• [PROBLEM TO WORK ON]: Where a line holds the word "index", copy that line.
--------
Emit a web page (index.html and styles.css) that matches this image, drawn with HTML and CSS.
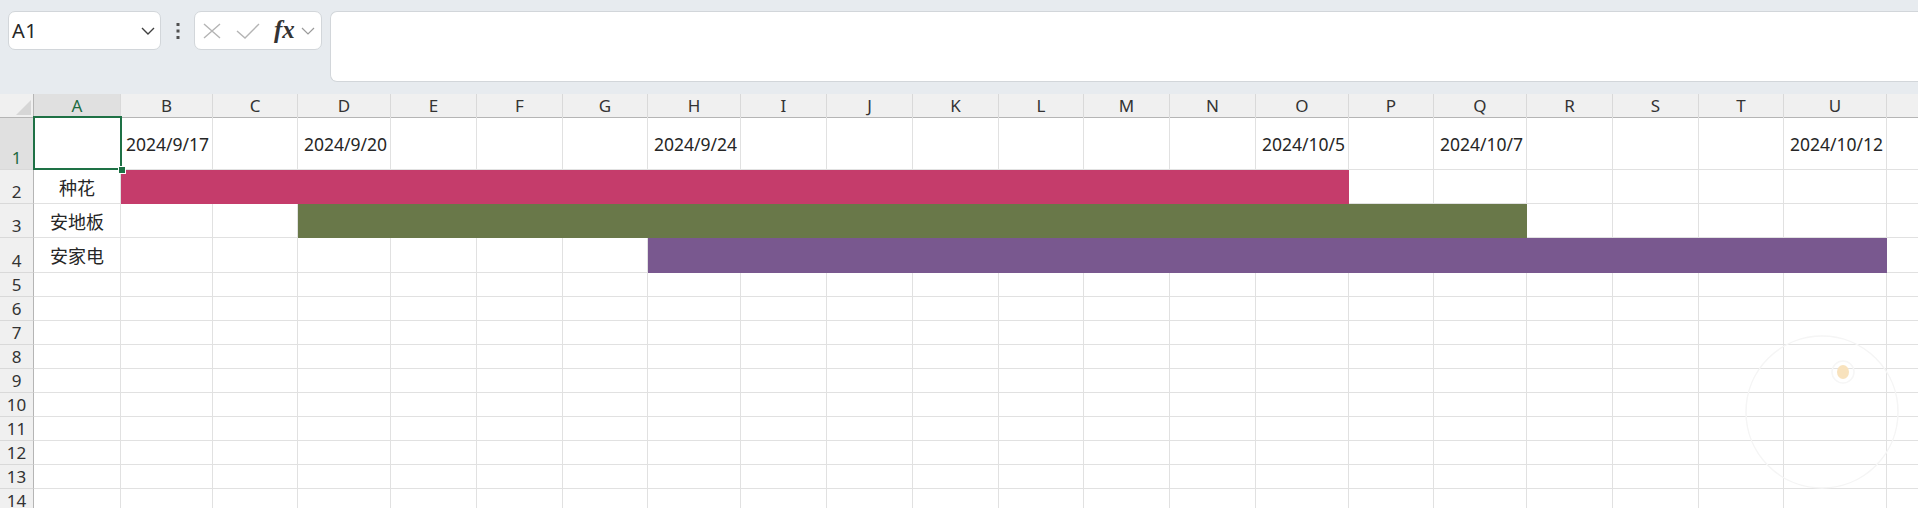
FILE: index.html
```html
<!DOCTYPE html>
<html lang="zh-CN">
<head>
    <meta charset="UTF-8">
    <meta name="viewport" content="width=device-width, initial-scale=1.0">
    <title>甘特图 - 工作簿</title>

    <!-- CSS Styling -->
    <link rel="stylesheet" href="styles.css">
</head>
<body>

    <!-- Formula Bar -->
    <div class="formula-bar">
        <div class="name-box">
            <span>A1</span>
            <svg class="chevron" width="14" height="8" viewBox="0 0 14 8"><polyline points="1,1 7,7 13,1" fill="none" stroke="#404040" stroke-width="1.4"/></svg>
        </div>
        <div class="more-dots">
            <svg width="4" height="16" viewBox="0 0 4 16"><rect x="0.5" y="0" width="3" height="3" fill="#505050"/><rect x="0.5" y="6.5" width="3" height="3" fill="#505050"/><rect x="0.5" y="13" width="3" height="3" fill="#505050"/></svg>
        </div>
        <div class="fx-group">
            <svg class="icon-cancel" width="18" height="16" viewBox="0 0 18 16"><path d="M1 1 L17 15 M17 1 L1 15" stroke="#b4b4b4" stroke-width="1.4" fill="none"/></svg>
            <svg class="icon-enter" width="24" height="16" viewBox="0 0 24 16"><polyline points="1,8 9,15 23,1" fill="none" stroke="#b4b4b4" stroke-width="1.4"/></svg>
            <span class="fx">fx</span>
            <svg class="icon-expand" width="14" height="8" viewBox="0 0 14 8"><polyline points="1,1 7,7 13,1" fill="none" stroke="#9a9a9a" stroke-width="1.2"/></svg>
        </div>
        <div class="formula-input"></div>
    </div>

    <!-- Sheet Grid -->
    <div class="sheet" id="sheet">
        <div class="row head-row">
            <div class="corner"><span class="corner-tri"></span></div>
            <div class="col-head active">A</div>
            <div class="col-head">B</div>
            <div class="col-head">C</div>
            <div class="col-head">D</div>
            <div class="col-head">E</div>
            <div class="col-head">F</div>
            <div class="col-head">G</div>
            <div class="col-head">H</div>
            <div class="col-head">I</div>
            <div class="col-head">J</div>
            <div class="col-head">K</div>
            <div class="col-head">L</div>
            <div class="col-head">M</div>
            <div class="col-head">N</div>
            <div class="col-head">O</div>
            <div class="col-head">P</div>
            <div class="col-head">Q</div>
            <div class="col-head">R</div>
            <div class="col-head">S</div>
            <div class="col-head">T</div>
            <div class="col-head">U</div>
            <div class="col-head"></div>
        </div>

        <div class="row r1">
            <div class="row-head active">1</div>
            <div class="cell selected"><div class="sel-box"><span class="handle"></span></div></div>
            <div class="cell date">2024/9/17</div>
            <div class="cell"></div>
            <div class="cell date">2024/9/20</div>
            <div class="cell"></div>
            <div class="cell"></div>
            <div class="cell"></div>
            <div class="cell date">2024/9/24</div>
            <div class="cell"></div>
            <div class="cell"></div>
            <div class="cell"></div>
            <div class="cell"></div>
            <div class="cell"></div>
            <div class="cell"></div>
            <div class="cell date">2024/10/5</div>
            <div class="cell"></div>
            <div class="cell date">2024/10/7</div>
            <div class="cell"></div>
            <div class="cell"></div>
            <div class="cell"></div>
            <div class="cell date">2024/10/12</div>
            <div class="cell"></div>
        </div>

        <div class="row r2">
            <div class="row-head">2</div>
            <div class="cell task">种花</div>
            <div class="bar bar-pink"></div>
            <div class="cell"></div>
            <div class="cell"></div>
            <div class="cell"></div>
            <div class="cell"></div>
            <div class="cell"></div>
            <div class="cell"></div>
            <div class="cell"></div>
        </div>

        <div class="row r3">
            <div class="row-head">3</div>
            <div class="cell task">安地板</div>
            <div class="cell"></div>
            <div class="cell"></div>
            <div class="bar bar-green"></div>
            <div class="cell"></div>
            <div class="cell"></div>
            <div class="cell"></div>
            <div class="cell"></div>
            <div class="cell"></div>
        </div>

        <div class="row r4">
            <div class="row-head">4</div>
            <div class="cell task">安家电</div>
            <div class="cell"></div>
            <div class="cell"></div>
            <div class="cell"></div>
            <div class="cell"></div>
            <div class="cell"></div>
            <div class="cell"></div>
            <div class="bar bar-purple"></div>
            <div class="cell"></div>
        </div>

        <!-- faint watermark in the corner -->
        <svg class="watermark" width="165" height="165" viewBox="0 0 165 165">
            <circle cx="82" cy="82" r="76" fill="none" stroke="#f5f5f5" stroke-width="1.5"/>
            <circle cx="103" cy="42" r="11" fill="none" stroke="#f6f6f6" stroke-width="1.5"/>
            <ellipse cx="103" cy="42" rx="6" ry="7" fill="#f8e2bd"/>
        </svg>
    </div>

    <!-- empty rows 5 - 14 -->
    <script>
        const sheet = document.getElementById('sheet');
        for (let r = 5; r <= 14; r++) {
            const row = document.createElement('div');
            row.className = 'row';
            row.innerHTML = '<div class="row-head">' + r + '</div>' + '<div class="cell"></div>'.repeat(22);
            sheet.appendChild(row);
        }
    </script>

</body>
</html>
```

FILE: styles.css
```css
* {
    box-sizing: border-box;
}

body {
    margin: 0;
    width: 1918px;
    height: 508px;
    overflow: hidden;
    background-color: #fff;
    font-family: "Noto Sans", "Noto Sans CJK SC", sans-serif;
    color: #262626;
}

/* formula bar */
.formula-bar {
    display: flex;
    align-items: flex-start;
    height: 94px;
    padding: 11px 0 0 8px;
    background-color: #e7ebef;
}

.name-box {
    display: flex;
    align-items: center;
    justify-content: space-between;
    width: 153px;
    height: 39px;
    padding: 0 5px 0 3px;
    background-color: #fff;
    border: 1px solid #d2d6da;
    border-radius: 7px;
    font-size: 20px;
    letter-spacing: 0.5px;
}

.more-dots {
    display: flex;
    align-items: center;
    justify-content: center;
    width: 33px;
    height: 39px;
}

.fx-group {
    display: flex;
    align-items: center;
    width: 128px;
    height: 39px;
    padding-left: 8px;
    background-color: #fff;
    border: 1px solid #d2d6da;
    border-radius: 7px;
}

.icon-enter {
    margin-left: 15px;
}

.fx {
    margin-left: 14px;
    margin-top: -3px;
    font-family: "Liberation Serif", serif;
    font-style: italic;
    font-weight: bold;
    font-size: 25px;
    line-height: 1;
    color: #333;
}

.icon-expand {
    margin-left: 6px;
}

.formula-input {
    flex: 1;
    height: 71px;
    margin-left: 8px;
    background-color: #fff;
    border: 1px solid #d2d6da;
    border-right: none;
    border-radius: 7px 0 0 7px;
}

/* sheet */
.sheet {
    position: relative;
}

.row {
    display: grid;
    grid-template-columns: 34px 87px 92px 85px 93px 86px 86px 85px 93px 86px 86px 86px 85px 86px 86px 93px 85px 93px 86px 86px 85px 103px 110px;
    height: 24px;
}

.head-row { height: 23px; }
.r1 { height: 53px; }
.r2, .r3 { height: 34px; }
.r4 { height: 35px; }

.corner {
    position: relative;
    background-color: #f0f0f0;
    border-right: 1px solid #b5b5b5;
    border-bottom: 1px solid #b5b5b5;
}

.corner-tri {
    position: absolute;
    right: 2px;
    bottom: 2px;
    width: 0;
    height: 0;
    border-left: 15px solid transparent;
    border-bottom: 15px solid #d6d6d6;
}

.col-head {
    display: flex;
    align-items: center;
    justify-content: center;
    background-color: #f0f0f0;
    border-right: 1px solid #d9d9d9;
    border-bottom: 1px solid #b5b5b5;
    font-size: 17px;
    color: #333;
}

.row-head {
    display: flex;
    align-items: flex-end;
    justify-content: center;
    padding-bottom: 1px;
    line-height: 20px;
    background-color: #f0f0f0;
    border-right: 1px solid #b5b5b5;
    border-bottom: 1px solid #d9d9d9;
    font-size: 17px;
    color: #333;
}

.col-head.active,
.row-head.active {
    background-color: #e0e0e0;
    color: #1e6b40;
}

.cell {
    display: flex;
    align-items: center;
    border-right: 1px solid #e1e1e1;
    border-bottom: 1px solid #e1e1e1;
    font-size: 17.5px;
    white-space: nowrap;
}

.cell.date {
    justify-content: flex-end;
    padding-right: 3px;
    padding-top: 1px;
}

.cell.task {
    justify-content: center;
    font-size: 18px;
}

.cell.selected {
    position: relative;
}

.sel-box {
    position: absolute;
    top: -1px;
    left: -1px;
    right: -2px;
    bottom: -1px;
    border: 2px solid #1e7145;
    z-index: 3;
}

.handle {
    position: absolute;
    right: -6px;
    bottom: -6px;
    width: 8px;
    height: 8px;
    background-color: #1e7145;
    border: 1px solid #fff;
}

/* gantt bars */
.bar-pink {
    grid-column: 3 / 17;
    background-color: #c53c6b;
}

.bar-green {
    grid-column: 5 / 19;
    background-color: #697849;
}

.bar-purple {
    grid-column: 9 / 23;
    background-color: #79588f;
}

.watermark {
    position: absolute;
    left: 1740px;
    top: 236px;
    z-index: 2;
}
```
--------
• [FULL OUTPUT]:
Emit a web page (index.html and styles.css) that matches this image, drawn with HTML and CSS.
FILE: index.html
    z-index: 3;
    z-index: 2;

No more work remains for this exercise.